The only impacts I really see it having is it will increase Jean Charest's chances of re-election, which is a plus for Harper, but if Williams follows through on his promise to campaign against the Tories (which I believe he will) it will making holding the three seats in Newfoundland & Labrador quite a bit more challenging, although not impossible. That being said as angry as I would be if I were a Newfie at the budget, I am not sure that having no government MPs would benefit the province as long as Harper is PM.
In other news Joe Comuzzi was expelled from the Liberal caucus for intending to voting with the Tories on the budget. While I support free votes on most issues, on confidence issues, all members of the party should be required to support the party position or be kicked out. I am sure any leader would have done this if one of their MPs planned to do this. I am also pleased Stephane Dion spoke to Joe Comuzzi to confirm he did plan to indeed do this rather than just go media reports.
2 Comments:
It's not often that it happens anymore, but I agree with you for the most part here.
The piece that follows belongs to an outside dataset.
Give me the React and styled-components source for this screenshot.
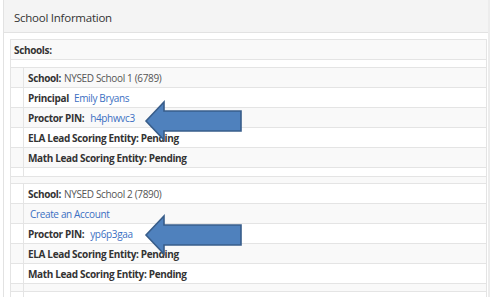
import React from 'react';
import styled, { createGlobalStyle } from 'styled-components';

const GlobalStyle = createGlobalStyle`
  html, body {
    margin: 0;
    padding: 0;
    background: #fff;
  }
  body {
    font-family: 'Open Sans', 'Liberation Sans', sans-serif;
    color: #333;
  }
`;

const Panel = styled.div`
  position: relative;
  margin-left: 3px;
  width: 487px;
  height: 297px;
  box-sizing: border-box;
  border-left: 1px solid #e2e2e2;
  border-right: 2px solid #ececec;
  overflow: hidden;
`;

const PanelHeading = styled.div`
  height: 33px;
  box-sizing: border-box;
  background: #f4f4f4;
  border-bottom: 1px solid #e2e2e2;
  display: flex;
  align-items: center;
  padding: 3px 0 0 10px;
  font-size: 11.5px;
  letter-spacing: -0.25px;
  color: #333;
`;

const PanelBody = styled.div`
  padding: 6px 1px 0 6px;
`;

const Table = styled.div`
  border-left: 1px solid #e4e4e4;
  border-right: 1px solid #e4e4e4;
  display: flex;
  flex-direction: column;
`;

const Row = styled.div`
  display: grid;
  grid-template-columns: ${p => (p.$indent ? '13px 1fr' : '1fr')};
  height: ${p => p.$h || 20}px;
  box-sizing: border-box;
  border-top: 1px solid #e4e4e4;
  background: ${p => (p.$striped ? '#f9f9f9' : '#fff')};
`;

const Indent = styled.div`
  border-right: 1px solid #e4e4e4;
`;

const Cell = styled.div`
  display: flex;
  align-items: center;
  padding: 1px 0 0 ${p => p.$pad || 4}px;
  font-size: 10px;
  letter-spacing: -0.35px;
  white-space: nowrap;
`;

const Label = styled.span`
  font-weight: 700;
  color: #333;
  margin-right: ${p => p.$gap || 3}px;
`;

const Value = styled.span`
  color: #555;
`;

const Link = styled.a`
  color: #3b6fc2;
  text-decoration: none;
`;

const Arrow = styled.svg`
  position: absolute;
  left: 140px;
  top: ${p => p.$top}px;
`;

const BlueArrow = ({ top }) => (
  <Arrow $top={top} width="102" height="44" viewBox="0 0 102 44">
    <path
      d="M2 21 L20 2 L20 11 L97 11 L97 31 L20 31 L20 40 Z"
      fill="#4f81bd"
      stroke="#385d8a"
      strokeWidth="1.6"
      strokeLinejoin="miter"
    />
  </Arrow>
);

const SchoolRows = ({ name, code, second, stripe, pin }) => {
  const s = i => (stripe + i) % 2 === 0;
  return (
    <>
      <Row $indent $striped={s(0)}>
        <Indent />
        <Cell><Label $gap={3}>School:</Label><Value>{name} ({code})</Value></Cell>
      </Row>
      <Row $indent $striped={s(1)}>
        <Indent />
        {second}
      </Row>
      <Row $indent $striped={s(2)}>
        <Indent />
        <Cell><Label $gap={6}>Proctor PIN:</Label><Link href="#">{pin}</Link></Cell>
      </Row>
      <Row $indent $striped={s(3)}>
        <Indent />
        <Cell><Label>ELA Lead Scoring Entity: Pending</Label></Cell>
      </Row>
      <Row $indent $striped={s(4)}>
        <Indent />
        <Cell><Label>Math Lead Scoring Entity: Pending</Label></Cell>
      </Row>
    </>
  );
};

const App = () => (
  <>
    <GlobalStyle />
    <Panel>
      <PanelHeading>School Information</PanelHeading>
      <PanelBody>
        <Table>
          <Row $striped>
            <Cell $pad={3}><Label>Schools:</Label></Cell>
          </Row>
          <Row $h={8} />
          <SchoolRows
            name="NYSED School 1"
            code="6789"
            pin="h4phwvc3"
            stripe={0}
            second={<Cell><Label $gap={5}>Principal</Label><Link href="#">Emily Bryans</Link></Cell>}
          />
          <Row $indent $h={9}><Indent /></Row>
          <Row $striped $h={7} />
          <SchoolRows
            name="NYSED School 2"
            code="7890"
            pin="yp6p3gaa"
            stripe={1}
            second={<Cell $pad={6}><Link href="#">Create an Account</Link></Cell>}
          />
          <Row $indent $striped $h={8}><Indent /></Row>
          <Row $indent $h={20}><Indent /></Row>
        </Table>
      </PanelBody>
      <BlueArrow top={100} />
      <BlueArrow top={214} />
    </Panel>
  </>
);

export default App;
We will still agree on some issues. I do think this budget was not exaclty fiscally conservative, but more importantly it lacked any principles or vision. I believe a budget should be about what is best in the long-run, not what will help win the most votes tomorrow. Yes this budget may have put Harper closer to a majority, but it hasn't helped Canada in the long-run. Gordon Campbell's budget in 2002 and Paul Martin's budget in 1995 weren't popular ones, but they did what was necessary and we reaped the benefits in the long-run.